I'd assumed that, when he wasn't with Carlo, he was hanging out with the local teenage cohort, throwing supermarket trolleys into the river, smashing the library window, setting fire to garden sheds and meeting dealers in the Co-op car park. But it seems he has few, if any, friends.
"Everyone hates me in this village", he said, kicking a Chippendale side table. "But Carlo's all right. He's a good laugh. He calms me down."
I wasn't sure how to respond to this. In the past week, Lee had 'borrowed' a BMW from his workplace, mooned at two nuns and blackmailed the Chairman of the Parish Council. Presumably, without Carlo's sedative effect, he would have gunned down half the local constabulary by now.
"You're all right too", he continued. "Our Mum really likes you."
"Really?" I said, amazed. "But I don't think I've had the pleasure."
"I think she'd like the pleasure."
Lee started giggling.
"She said your tweed trousers would look nice hanging over the end of her bed."
Then he winked at me.
Oh sweet Jesus.
Next time: Carlo looks forward to Christmas


At 9:13 PM, Blogger Adam said...

I beg to differ: the primary purpose of soaps is not to entertain, it's to sell washing powder. Or, more accurately, it's to get bums on seats ready for when the ads come on. That's why Eastenders is always going to be a failure in comparison. And it possibly explains their fixation with that bloody laundrette...

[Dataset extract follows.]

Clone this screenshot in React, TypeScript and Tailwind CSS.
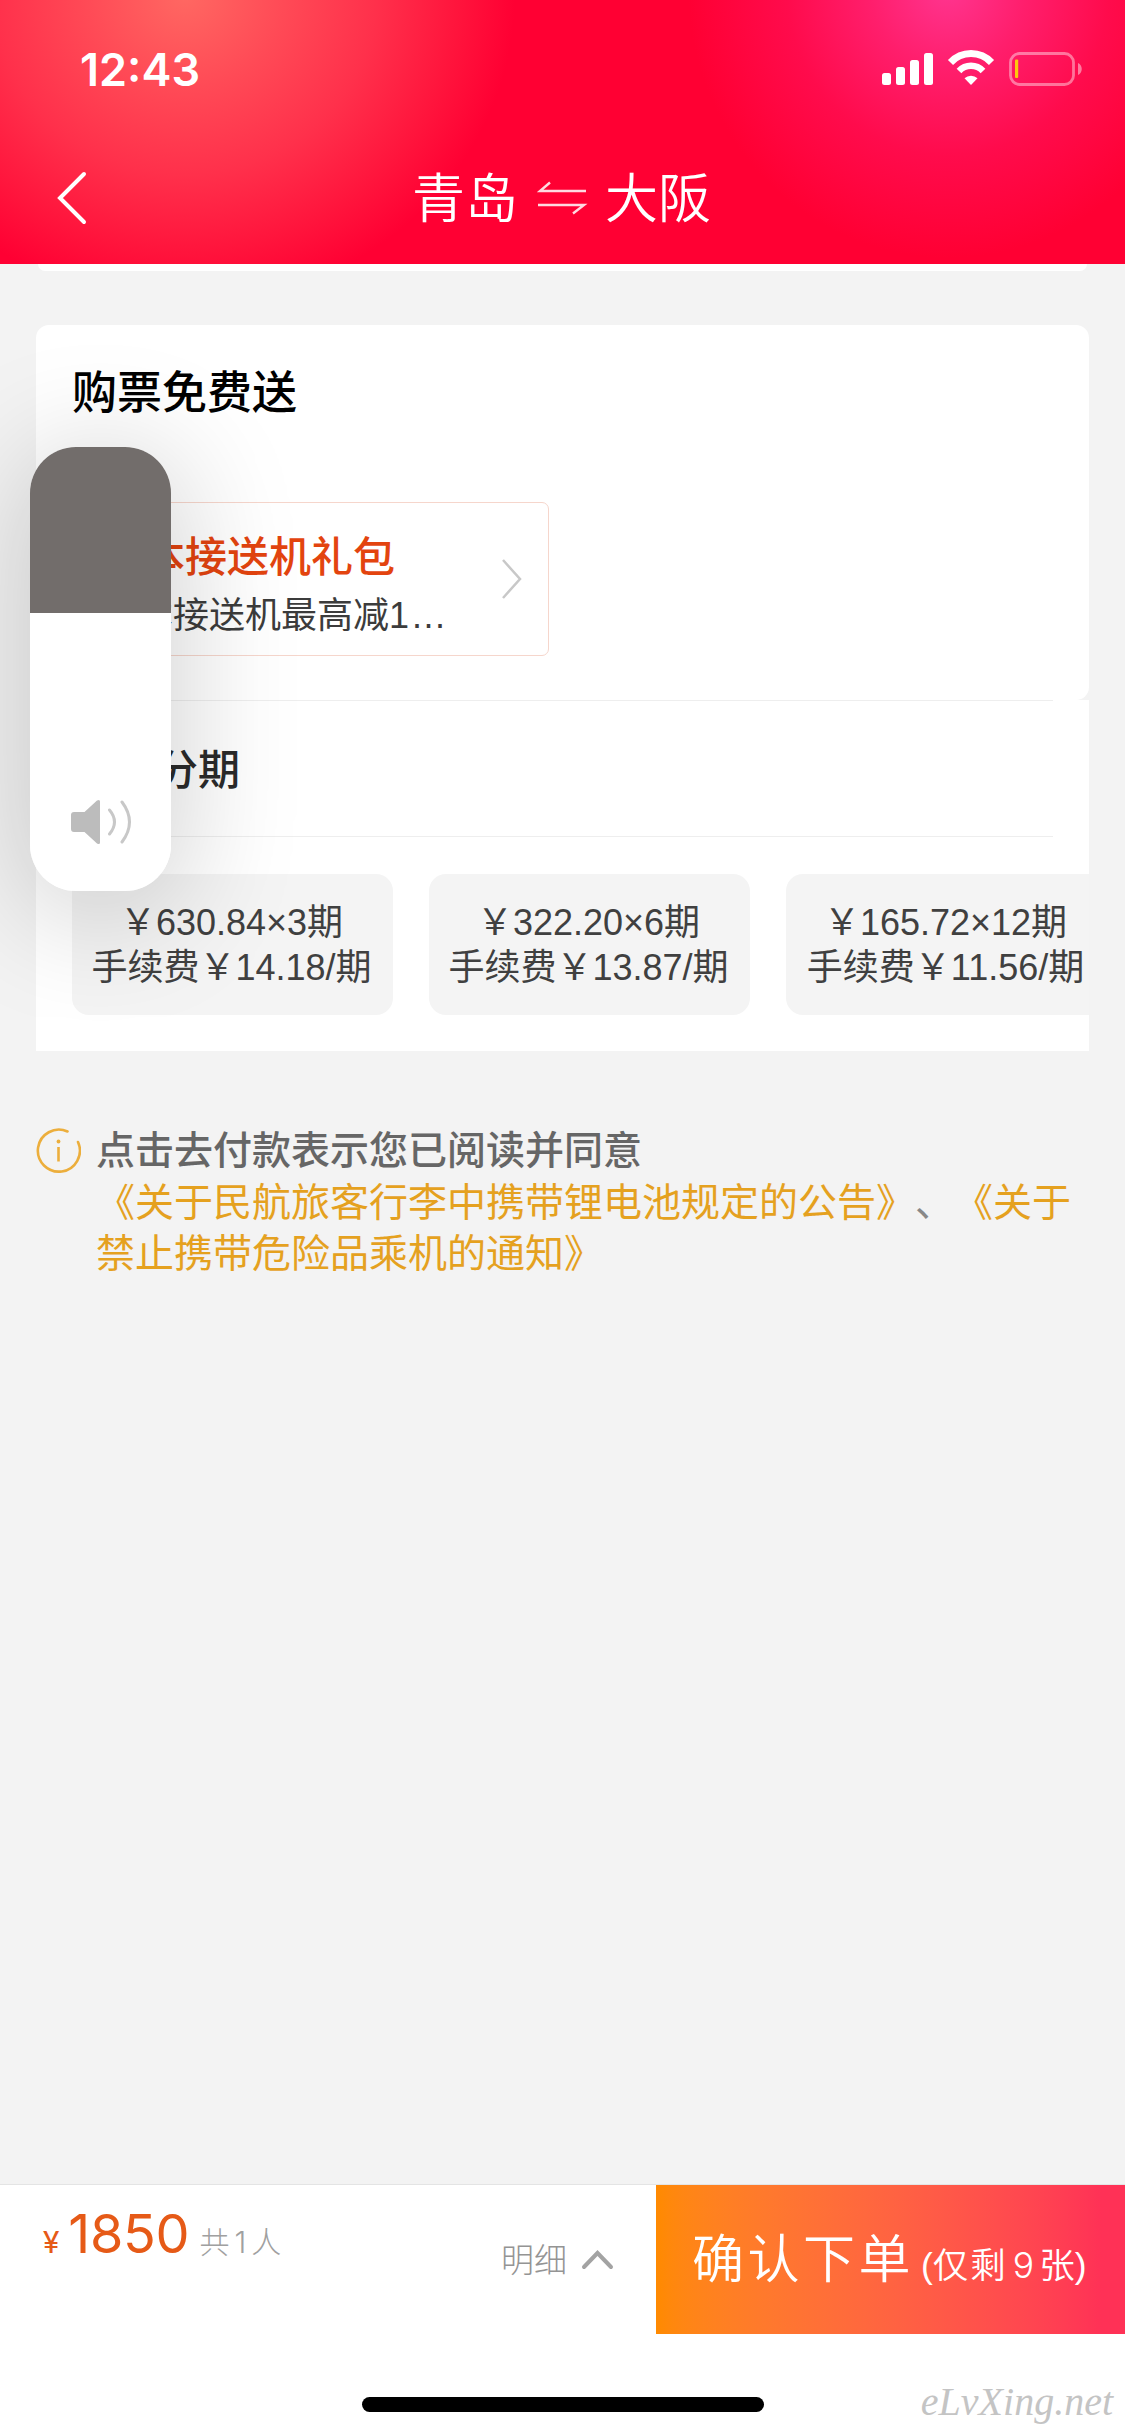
import React from 'react';

interface InstallmentPlan {
  amount: string;
  fee: string;
}

const PLANS: InstallmentPlan[] = [
  { amount: '￥630.84×3期', fee: '手续费￥14.18/期' },
  { amount: '￥322.20×6期', fee: '手续费￥13.87/期' },
  { amount: '￥165.72×12期', fee: '手续费￥11.56/期' },
];

/**
 * Signal, wifi and low battery
 */
const StatusIcons: React.FC = () => (
  <svg className="h-[40px] w-[204px]" viewBox="0 0 204 40" fill="none">
    <g fill="#fff">
      <rect x="2" y="24" width="9" height="12" rx="2.5" />
      <rect x="16" y="18" width="9" height="18" rx="2.5" />
      <rect x="30" y="11" width="9" height="25" rx="2.5" />
      <rect x="44" y="4" width="9" height="32" rx="2.5" />
    </g>
    <path d="M70.5 13.5a28 28 0 0 1 41 0" stroke="#fff" strokeWidth="7" />
    <path d="M79 22a16.500 16.500 0 0 1 24 0" stroke="#fff" strokeWidth="6.500" />
    <path d="M91 36l-6.500-6.800a9.500 9.500 0 0 1 13 0z" fill="#fff" />
    <rect x="130.500" y="4.500" width="63" height="31" rx="9" stroke="#fff" strokeOpacity="0.42" strokeWidth="2.800" />
    <rect x="135" y="10.500" width="3.200" height="18.500" rx="1" fill="#fdc80f" />
    <path d="M198 14c5 2 5 10 0 12z" fill="#fff" fillOpacity="0.45" />
  </svg>
);

const Header: React.FC = () => (
  <header className="flex h-[264px] shrink-0 flex-col bg-[#ff0033] bg-[radial-gradient(ellipse_330px_310px_at_185px_-5px,#ff6862_0%,#ff4a56_30%,#ff304b_58%,#ff143c_83%,#ff003300_100%),radial-gradient(ellipse_260px_270px_at_948px_-12px,#ff3590_0%,#ff1e6c_30%,#ff0b4c_62%,#ff003300_100%)] text-white">
    <div className="flex h-[138px] items-center justify-between pl-[80px] pr-[41px]">
      <span className="font-['Inter',sans-serif] text-[45px] font-semibold leading-none">
        12:43
      </span>
      <StatusIcons />
    </div>
    <div className="flex h-[120px] items-center">
      <svg className="ml-[55px] h-[60px] w-[34px]" viewBox="0 0 34 60" fill="none">
        <path d="M29 6L5 30l24 24" stroke="#fff" strokeWidth="4" strokeLinecap="round" />
      </svg>
      <h1 className="ml-[323px] mt-[3px] flex items-center text-[53px] font-[350] leading-[60px]">
        <span>青岛</span>
        <svg className="-mt-[3px] mr-[17px] ml-[18px] h-[36px] w-[52px]" viewBox="0 0 52 36" fill="none">
          <path d="M50 11H4L14 2.500M2 25h46L37 33.500" stroke="#fff" strokeWidth="2.400" strokeOpacity="0.85" />
        </svg>
        <span>大阪</span>
      </h1>
    </div>
  </header>
);

/**
 * Gift card offered with the ticket
 */
const GiftSection: React.FC = () => (
  <section className="h-[375px] shrink-0 rounded-[13px] bg-white px-[36px] pt-[39px]">
    <h2 className="text-[45px] font-medium leading-[60px] text-black">购票免费送</h2>
    <div className="mt-[78px] flex h-[154px] w-[477px] items-center justify-between rounded-[7px] border-[1.500px] border-[#f6d6cc] pl-[28px] pr-[24px]">
      <div className="pt-[13px] text-nowrap">
        <div className="text-[42px] font-medium leading-[60px] text-[#e3440f]">日本接送机礼包</div>
        <div className="text-[36px] leading-[56px] text-[#3c3c3c]">
          日本接送机最高减1<span className="ml-[3px] tracking-[1.500px]">...</span>
        </div>
      </div>
      <svg className="h-[44px] w-[24px] shrink-0" viewBox="0 0 24 44" fill="none">
        <path d="M3 3l17 19L3 41" stroke="#c8c8c8" strokeWidth="2.500" />
      </svg>
    </div>
  </section>
);

const InstallmentSection: React.FC = () => (
  <section className="h-[351px] shrink-0 overflow-hidden bg-white pl-[36px]">
    <div className="mr-[36px] flex h-[137px] items-center border-y-[1.500px] border-[#eeeeee] pl-[84px]">
      <h2 className="pt-[4px] text-[42px] font-medium leading-[60px] text-[#2b2b2b]">分期</h2>
    </div>
    <div className="mt-[37px] flex gap-[36px]">
      {PLANS.map((plan) => (
        <div
          key={plan.amount}
          className="flex h-[141px] w-[321px] shrink-0 flex-col items-center justify-center text-nowrap rounded-[17px] bg-[#f4f4f4] pr-[2px] text-[36px] leading-[45px] text-[#404040]"
        >
          <span>{plan.amount}</span>
          <span>{plan.fee}</span>
        </div>
      ))}
    </div>
  </section>
);

const Notice: React.FC = () => (
  <section className="mt-[74px] flex px-[36px]">
    <svg className="mt-[3px] h-[45px] w-[45px] shrink-0" viewBox="0 0 45 45" fill="none">
      <path d="M31.500 3.500A21 21 0 1 0 42 14" stroke="#ecae3c" strokeWidth="2.600" strokeLinecap="round" />
      <circle cx="22.500" cy="13.500" r="1.900" fill="#ecae3c" />
      <path d="M22.500 19v14.500" stroke="#ecae3c" strokeWidth="2.600" />
    </svg>
    <div className="ml-[15px] w-[992px] text-nowrap text-[39px] leading-[51.500px] text-[#e5a11f] [text-spacing-trim:space-all]">
      <p className="font-medium text-[#666]">点击去付款表示您已阅读并同意</p>
      <p className="flex">
        <span>《关于民航旅客行李中携带锂电池规定的公告》</span>
        <span className="text-[#888]">、</span>
        <span>《关于</span>
      </p>
      <p>禁止携带危险品乘机的通知》</p>
    </div>
  </section>
);

const Footer: React.FC = () => (
  <footer className="mt-auto h-[252px] shrink-0 bg-white">
    <div className="flex h-[150px] border-t border-[#e4e4e4]">
      <div className="flex items-baseline pl-[43px] pt-[17px]">
        <span className="font-['Roboto',sans-serif] text-[31px] text-[#e65a17]">¥</span>
        <span className="ml-[9px] font-['Inter',sans-serif] text-[54px] leading-[64px] tracking-[-0.300px] text-[#e65a17]">1850</span>
        <span className="ml-[10px] text-[30px] font-light text-[#a0a0a0]">
          共<span className="mx-[5px] font-['Inter',sans-serif]">1</span>人
        </span>
      </div>
      <div className="ml-auto flex items-center pr-[42px] pt-[2px] text-[33px] font-light text-[#949494]">
        明细
        <svg className="-mt-[2px] ml-[14px] h-[22px] w-[33px]" viewBox="0 0 33 22" fill="none">
          <path d="M3 18L16.500 4 30 18" stroke="#a3a3a3" strokeWidth="4" strokeLinecap="round" />
        </svg>
      </div>
      <button className="flex w-[469px] items-baseline text-nowrap bg-linear-to-r from-[#ff8a00] to-[#ff3156] to-95% pl-[36px] text-left text-white">
        <span className="text-[52px] font-[350] leading-[150px] tracking-[3.500px]">确认下单</span>
        <span className="ml-[7px] text-[35.500px] font-[350]">
          (<span className="tracking-[2px]">仅剩</span>
          <span className="mx-[5px] font-['Inter',sans-serif]">9</span>张)
        </span>
      </button>
    </div>
    <div className="relative flex h-[102px] justify-center pt-[63px]">
      <div className="h-[15px] w-[402px] rounded-full bg-black" />
      <span className="absolute right-[12px] top-[44px] font-['Liberation_Serif',serif] text-[40px] italic leading-[48px] text-[#c4c4c4]">
        eLvXing.net
      </span>
    </div>
  </footer>
);

/**
 * System volume slider, floats over the page
 */
const VolumeHud: React.FC = () => (
  <div className="absolute left-[30px] top-[447px] h-[444px] w-[141px] rounded-[46px] shadow-[0_16px_120px_10px_rgba(0,0,0,0.18)]">
    <div className="flex h-full flex-col overflow-hidden rounded-[46px] bg-white">
      <div className="h-[166px] bg-[#726d6b]" />
      <svg className="ml-[39px] mt-[184px] h-[50px] w-[66px]" viewBox="0 0 66 50" fill="none">
        <path
          d="M5 15h10.500L28 3.500q3-1.500 3 1v41q0 2.500-3 1L15.500 35H5q-3 0-3-3V18q0-3 3-3z"
          fill="#bcbcbc"
        />
        <path d="M40.500 13q10 12 0 24M53 5q15 20 0 40" stroke="#c8c8c8" strokeWidth="3" strokeLinecap="round" />
      </svg>
    </div>
  </div>
);

export default function App() {
  return (
    <div className="relative flex h-[2436px] w-[1125px] flex-col overflow-hidden bg-[#f3f3f3] font-['Liberation_Sans','Noto_Sans_CJK_SC',sans-serif]">
      <Header />
      <main className="flex flex-col">
        {/* bottom edge of the card scrolled under the header */}
        <div className="mx-[38px] h-[7px] rounded-b-[7px] bg-white" />
        <div className="mx-[36px] mt-[54px] flex flex-col">
          <GiftSection />
          <InstallmentSection />
        </div>
        <Notice />
      </main>
      <Footer />
      <VolumeHud />
    </div>
  );
}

At 8:12 AM, Blogger Willie Lupin said...

I don't think the two things are mutually exclusive. By being entertaining you get higher viewing figures and sell more advertising. The achievement of Corrie is to do this while maintaining high standards of writing, acting and comedy thus pulling in significant numbers of 'AB1' viewers and people like me who are of no value to the advertisers.
One of the many problems with Eastenders is that there are few if any characters you'd want to spend any time with in real life, so why would you want them in your living room?

At 8:12 AM, Blogger peter said...

Oh dear. Adam is "out-cynicking" even me. Yes, the only purpose of television is to push product, but there are ways and ways. South Bank is one way and GMTV is another.